Diz Corbijn, tentando apreender a enigmática solidão de Hoffman: “É provável que as pessoas incrivelmente dotadas se descubram, de alguma maneira, num lugar mais solitário. E sem que lhes seja possível uma partilha com os outros com a intensidade que desejariam porque, afinal, é algo que está para além da percepção dos outros”.
Ver Hoffman no papel de Günther Bachmann constitui, assim, uma experiência de perturbantes intensidades. E não apenas, entenda-se, porque sabemos que ele morreu. Sobretudo porque ele inscreve na personagem de Bachmann qualquer coisa que, de facto, já está do lado da morte, reactivando a máxima que Jean Cocteau nos ensinou a respeitar: “O cinema filma a morte no trabalho”.

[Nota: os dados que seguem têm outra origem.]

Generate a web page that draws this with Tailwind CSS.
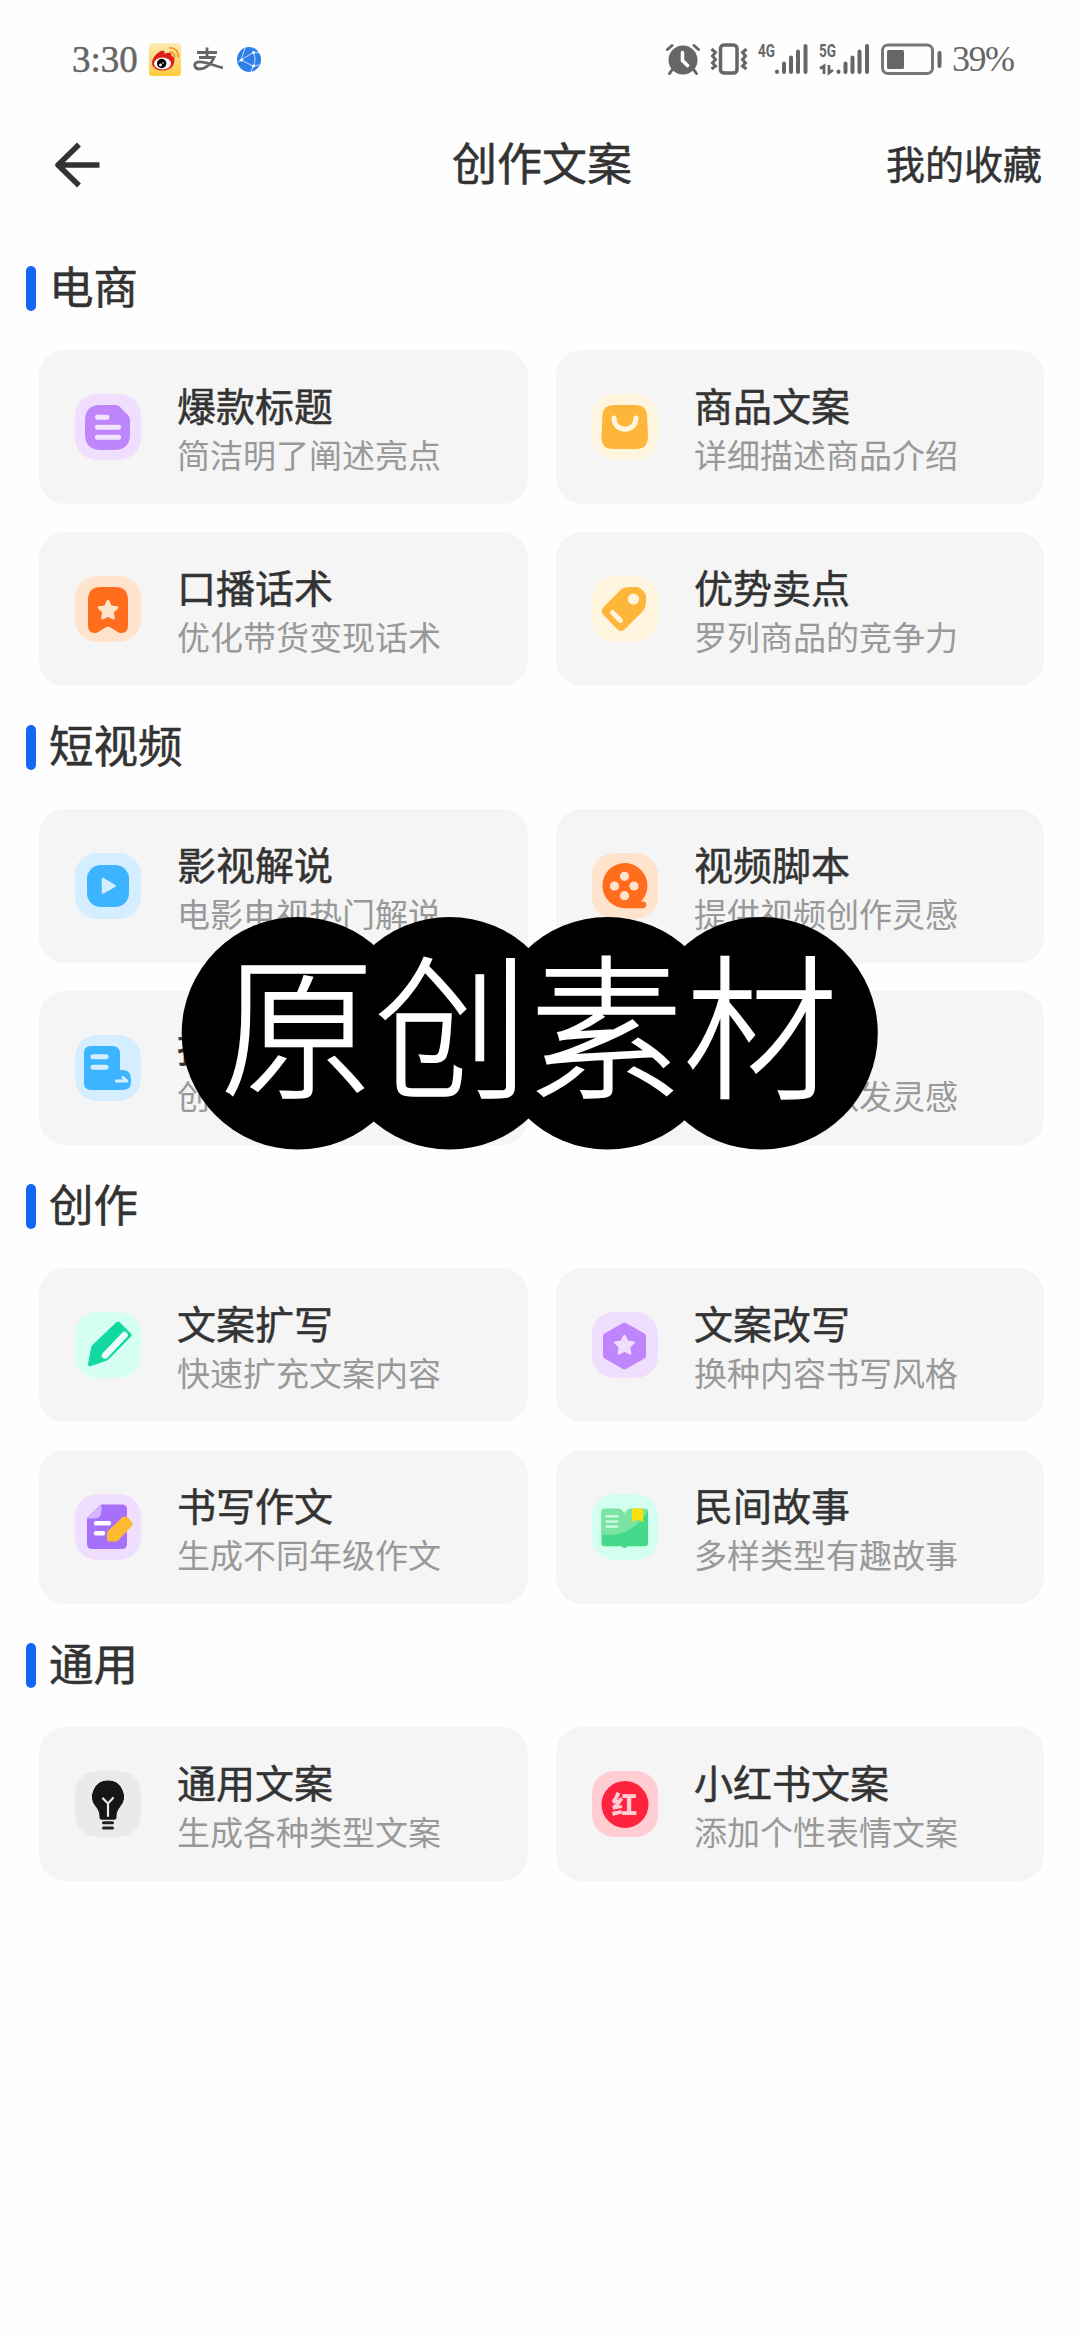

Não admira que o magnífico filme de Corbijn seja um justo prolongamento do imenso desencanto que perpassa na escrita de John le Carré. Retratando os bastidores de um Ocidente que sabe não ter apaziguado os fantasmas do 11 de Setembro, O Homem Mais Procurado é a mais realista das fábulas sobre um medo que se enraíza na estranheza sem nome que o “outro” pode gerar em nós. Sobretudo quando o pensamento da vulnerabilidade desse outro nos devolve a certeza da nossa própria vulnerabilidade. Como se, no silêncio monumental da morte, tudo se equivalesse.